What is Agricultural Satellite Imagery?
Agricultural satellite imagery captures images of farmland from space using sensors that detect both visible light and invisible wavelengths like near-infrared. Unlike a regular photograph, satellite imagery reveals information about plant health, soil moisture, and crop density that the human eye cannot see. Satellites equipped with multispectral sensors orbit the Earth every few days, capturing images that platforms like Keshtyaar process and deliver directly to your dashboard. This technology, once available only to large agribusinesses, is now accessible to every farmer through Keshtyaar.
How to Access Satellite Images in Keshtyaar
Accessing satellite imagery in Keshtyaar takes just a few steps. Open the Imagery page from the sidebar. Your registered fields appear on the map automatically. Click on any field to view its latest satellite image. Use the date selector to browse historical images — Keshtyaar stores months of imagery for each field. You can zoom in and out using pinch gestures on mobile or the scroll wheel on desktop. The satellite image is overlaid on your field boundary, so you can see exactly which parts of your field correspond to each area in the image.
What Vegetation Indices Are Available?
Keshtyaar provides several vegetation indices, each optimized for different purposes. NDVI (Normalized Difference Vegetation Index) is the most widely used index for general crop health monitoring. EVI (Enhanced Vegetation Index) is better for areas with dense vegetation where NDVI saturates. NDWI (Normalized Difference Water Index) highlights water content in vegetation, useful for irrigation management. SAVI (Soil-Adjusted Vegetation Index) is optimized for fields with sparse vegetation or exposed soil. You can switch between indices using the dropdown menu above the map view.
How to Compare Satellite Images Over Time
Time-based comparison is one of the most powerful features in Keshtyaar. To compare two dates, select a field and open the comparison tool from the toolbar. Choose two dates to view side by side. The split-view mode lets you drag a slider across the image to compare the same area on different dates. This reveals how your crops are developing, whether treatments are working, and where problems are emerging. For seasonal analysis, use the timeline view to see NDVI trends plotted over weeks or months — this graph shows growth curves and helps identify deviations from expected patterns.
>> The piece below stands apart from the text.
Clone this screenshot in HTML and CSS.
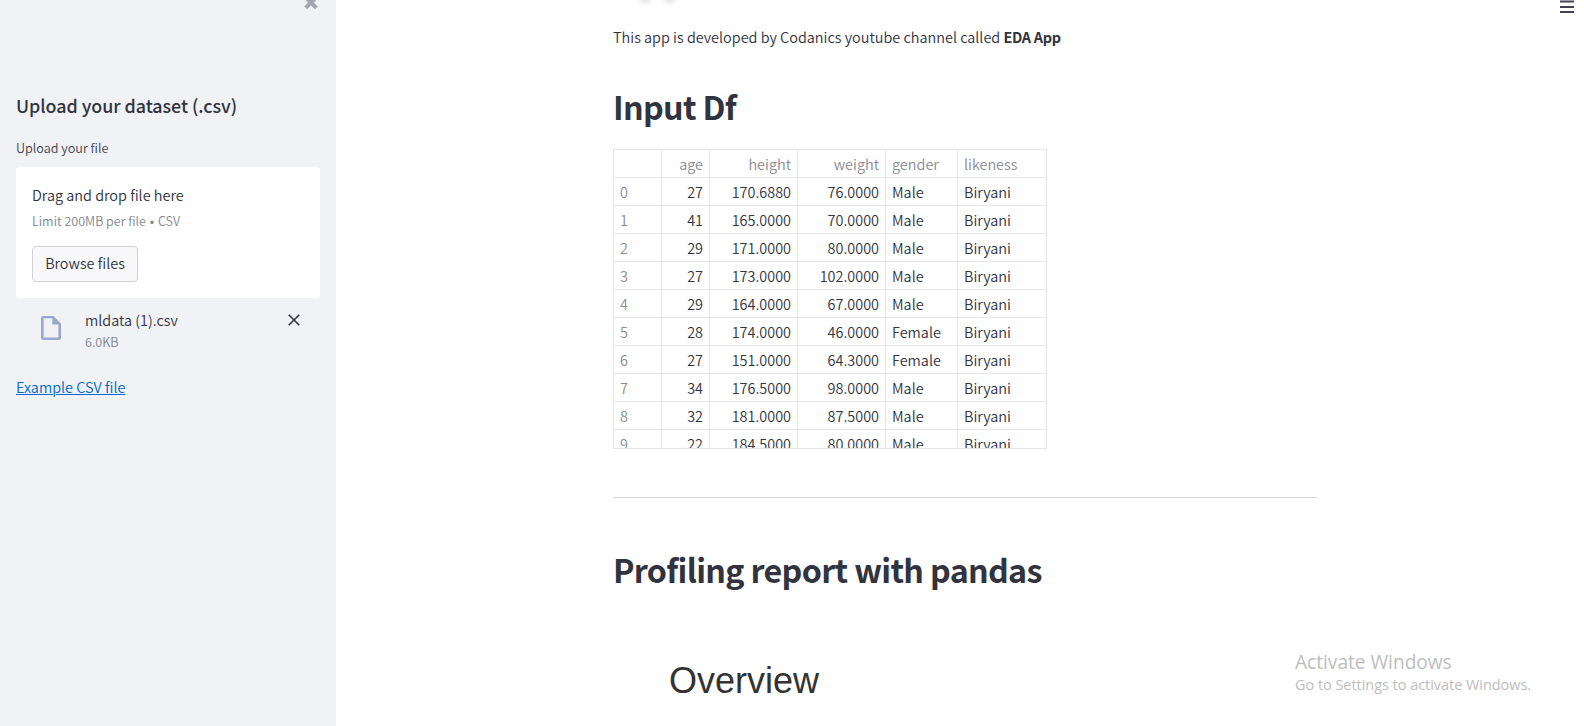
FILE: index.html
```html
<!DOCTYPE html>
<html lang="en">
<head>
<meta charset="utf-8">
<title>EDA App</title>
<link rel="stylesheet" href="styles.css">
</head>
<body>
<div class="app">
  <aside class="sidebar">
    <svg class="collapse" width="14" height="14" viewBox="0 0 14 14"><path d="M1.7 1.3L12.3 11.9M12.3 1.3L1.7 11.9" stroke="#a4a5ac" stroke-width="4"/></svg>
    <h2 class="side-title">Upload your dataset (.csv)</h2>
    <div class="label">Upload your file</div>
    <div class="dropzone">
      <div class="drop-text">Drag and drop file here</div>
      <div class="drop-limit">Limit 200MB per file <span class="dot">•</span> CSV</div>
      <button class="browse">Browse files</button>
    </div>
    <div class="file">
      <svg class="file-icon" width="20" height="24" viewBox="0 0 20 24"><path fill="#9aa9c9" fill-rule="evenodd" d="M2.2 0H12.5L20 7.6V21.6A2.2 2.2 0 0 1 17.8 24H2.2A2.2 2.2 0 0 1 0 21.8V2.2A2.2 2.2 0 0 1 2.2 0ZM2.6 2.3V21.6H17.4V8.4H11.3V2.3Z"/></svg>
      <div class="file-info">
        <div class="file-name">mldata (1).csv</div>
        <div class="file-size">6.0KB</div>
      </div>
      <svg class="remove" width="12" height="12" viewBox="0 0 12 12"><path d="M.7 .7L11.3 11.3M11.3 .7L.7 11.3" stroke="#31333f" stroke-width="1.6"/></svg>
    </div>
    <a class="example">Example CSV file</a>
  </aside>
  <main class="main">
    <div class="title-shadow"><i></i><i></i></div>
    <svg class="menu" width="14" height="14" viewBox="0 0 14 14"><path d="M0 1.5H14M0 7H14M0 12H14" stroke="#42434f" stroke-width="2"/></svg>
    <p class="intro">This app is developed by Codanics youtube channel called <b>EDA App</b></p>
    <h1 class="heading">Input Df</h1>
    <div class="frame">
      <table class="grid">
        <colgroup><col class="c48"><col class="c48"><col class="c88"><col class="c88"><col class="c72"><col class="c89"></colgroup>
        <tr><th></th><th class="num">age</th><th class="num">height</th><th class="num">weight</th><th>gender</th><th>likeness</th></tr>
        <tr><th>0</th><td class="num">27</td><td class="num">170.6880</td><td class="num">76.0000</td><td>Male</td><td>Biryani</td></tr>
        <tr><th>1</th><td class="num">41</td><td class="num">165.0000</td><td class="num">70.0000</td><td>Male</td><td>Biryani</td></tr>
        <tr><th>2</th><td class="num">29</td><td class="num">171.0000</td><td class="num">80.0000</td><td>Male</td><td>Biryani</td></tr>
        <tr><th>3</th><td class="num">27</td><td class="num">173.0000</td><td class="num">102.0000</td><td>Male</td><td>Biryani</td></tr>
        <tr><th>4</th><td class="num">29</td><td class="num">164.0000</td><td class="num">67.0000</td><td>Male</td><td>Biryani</td></tr>
        <tr><th>5</th><td class="num">28</td><td class="num">174.0000</td><td class="num">46.0000</td><td>Female</td><td>Biryani</td></tr>
        <tr><th>6</th><td class="num">27</td><td class="num">151.0000</td><td class="num">64.3000</td><td>Female</td><td>Biryani</td></tr>
        <tr><th>7</th><td class="num">34</td><td class="num">176.5000</td><td class="num">98.0000</td><td>Male</td><td>Biryani</td></tr>
        <tr><th>8</th><td class="num">32</td><td class="num">181.0000</td><td class="num">87.5000</td><td>Male</td><td>Biryani</td></tr>
        <tr><th>9</th><td class="num">22</td><td class="num">184.5000</td><td class="num">80.0000</td><td>Male</td><td>Biryani</td></tr>
      </table>
    </div>
    <hr class="rule">
    <h1 class="heading">Profiling report with pandas</h1>
    <h2 class="overview">Overview</h2>
  </main>
  <div class="watermark">
    <div class="wm-title">Activate Windows</div>
    <div class="wm-text">Go to Settings to activate Windows.</div>
  </div>
</div>
</body>
</html>
```
FILE: styles.css
```css
* { box-sizing: border-box; }
body {
  margin: 0;
  background: #fff;
  color: #31333f;
  font-family: "Noto Sans CJK SC", "Noto Sans CJK JP", sans-serif;
  font-size: 14.44px;
  font-weight: 350;
  line-height: 26px;
}
h1, h2, p { margin: 0; }
.app { position: relative; display: flex; height: 726px; overflow: hidden; }

.sidebar { position: relative; width: 336px; padding: 91px 16px 0; background: #f0f2f6; }
.collapse { position: absolute; left: 304px; top: -4px; }
.side-title { font-size: 17.9px; font-weight: 500; line-height: 28px; letter-spacing: -0.05px; }
.label { margin-top: 19px; font-size: 12.64px; line-height: 20px; color: #42444f; }
.dropzone { height: 131px; margin-top: 9px; padding: 15px 16px; background: #fff; border-radius: 4px; }
.drop-text { line-height: 26px; }
.drop-limit { margin-top: 3px; font-size: 12.54px; line-height: 20px; color: #85868e; }
.dot { font-family: Lato, sans-serif; font-size: 11px; line-height: 1; }
.browse {
  display: block;
  width: 106px;
  height: 36px;
  margin-top: 15px;
  padding: 0 0 2px;
  border: 1px solid #cfd0d4;
  border-radius: 4px;
  background: #f9f9fb;
  color: #31333f;
  font: inherit;
  line-height: 32px;
}
.file { display: flex; align-items: flex-start; padding: 9px 20px 0 25px; height: 68px; }
.file-icon { margin-top: 9px; }
.file-info { flex: 1; margin-left: 24px; }
.file-name { line-height: 26px; }
.file-size { font-size: 12.64px; line-height: 18px; color: #82848d; }
.remove { margin-top: 7px; }
.example { display: block; margin-top: 8px; color: #0068c9; text-decoration: underline; text-underline-offset: 1px; text-decoration-thickness: 1px; }

.main { position: relative; flex: 1; padding: 24px 0 0 277px; }
.title-shadow { position: absolute; left: 305px; top: -6px; display: flex; gap: 17px; }
.title-shadow i { width: 8px; height: 8px; border-radius: 4px; background: #ccc; filter: blur(3px); }
.menu { position: absolute; right: 10px; top: 0; }
.intro b { font-weight: 600; letter-spacing: -0.3px; }
.heading { margin-top: 34px; font-size: 32.25px; font-weight: 600; line-height: 44px; letter-spacing: -0.67px; }
.frame { width: 434px; height: 300px; margin-top: 21px; overflow: hidden; border: 1px solid #e6e6e8; }
.grid { width: 434px; margin: -1px 0 0 -1px; table-layout: fixed; border-collapse: collapse; }
.c48 { width: 48px; }
.c72 { width: 72px; }
.c88 { width: 88px; }
.c89 { width: 89px; }
.grid th, .grid td {
  height: 28px;
  padding: 2px 6px 1px;
  border: 1px solid #e6e6e8;
  line-height: 24px;
  font-weight: inherit;
  text-align: left;
  white-space: nowrap;
}
.grid th { color: #8b8c94; }
.grid .num { text-align: right; }
.rule { width: 704px; height: 1px; margin: 48px 0 0; border: 0; background: #d3d4d7; }
.rule + .heading { margin-top: 49px; }
.overview { margin: 70px 0 0 56px; font: 400 36px/40px "Liberation Sans", Arial, sans-serif; color: #333; }

.watermark { position: absolute; left: 1295px; top: 649px; color: #bdbdbd; font-family: "Open Sans", sans-serif; font-weight: 400; white-space: nowrap; }
.wm-title { font-size: 19.1px; line-height: 26px; }
.wm-text { font-size: 14.42px; line-height: 20px; }
```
How to Turn Satellite Data into Action
Satellite data is only valuable when it leads to action. Here is a practical workflow: Start by checking your fields weekly during the growing season. Look for spatial patterns — uniform fields are healthy, while patchy or striped patterns suggest problems. If you spot a low-NDVI zone, physically inspect that area of your field. Common causes include water pooling, nutrient deficiency, compacted soil, or pest presence. After taking corrective action (adjusting irrigation, applying fertilizer, treating pests), monitor the same area in subsequent satellite images to verify improvement. Use Keshtyaar's task management to log what you found and what you did — this creates a valuable record for future seasons.
Limitations of Satellite Imagery
While satellite imagery is powerful, understanding its limitations helps you use it effectively. Cloud cover blocks satellite sensors, so imagery may be unavailable during overcast periods. Spatial resolution means that very small features (individual plants or narrow rows) may not be distinguishable. Satellite imagery shows what is happening but not always why — ground-truthing by walking the field is still essential. Finally, imagery has a delay of 1-3 days from capture to availability in Keshtyaar due to processing time. Despite these limitations, satellite imagery provides insights that would be impossible to gather any other way across large areas.